Today I arrived at work to an Inbox full of service requests from our website. I sat down, hit the print button, and picked up the phone to begin dialing. I began dialing the first number, blinked, and hung up the phone. 

All of the phone numbers had extra numbers. A lot of extra numbers. 

All of the zip codes were for New York, Illinois, Kansas and South Dakota.

All of the requested service dates were for October 12th, 1985.

If the emails attached were real (I imagine not) and if the phone numbers would actually connect me to these jokers (instead of the Guangzhou province of China), I might just respond. Not with curses and angry expostulations, either. Oh no. If someone answered on the other end of the line, it might go like this. 

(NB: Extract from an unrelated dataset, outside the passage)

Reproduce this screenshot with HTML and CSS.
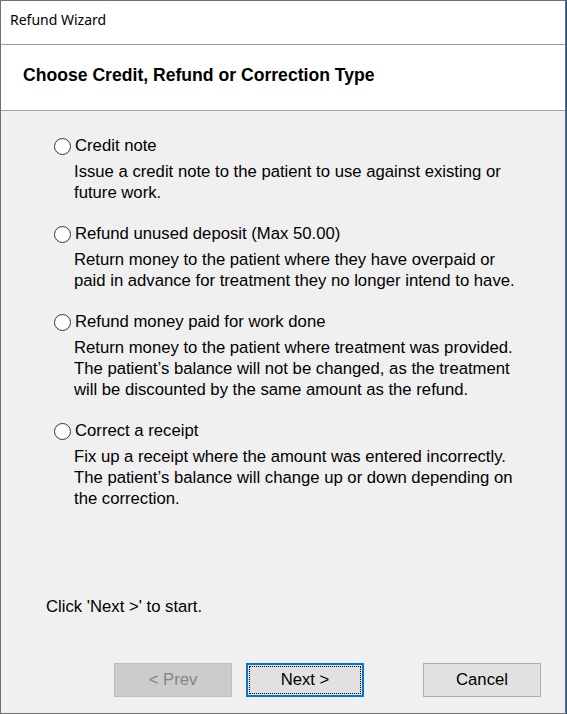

“Good Morning, is this Mr. Adrian? Your email address used to be crazyfrog@bleepmail.com? Yes, this is Liz from Jones HVAC. I have here in our system a request for service. Yes, sir, it traveled through time and cyberspace to arrive. I am so dreadfully sorry to be getting back to you 27 years late - you see, we didn’t get on the “computer train” until a little late in the game. I see you had access to a computer with some immediacy for the time! 1985, wow. I’m really impressed that you managed to program a request into a website that didn’t exist right around the same time Symbolics created the first domain name ever. You must be some kind of genius!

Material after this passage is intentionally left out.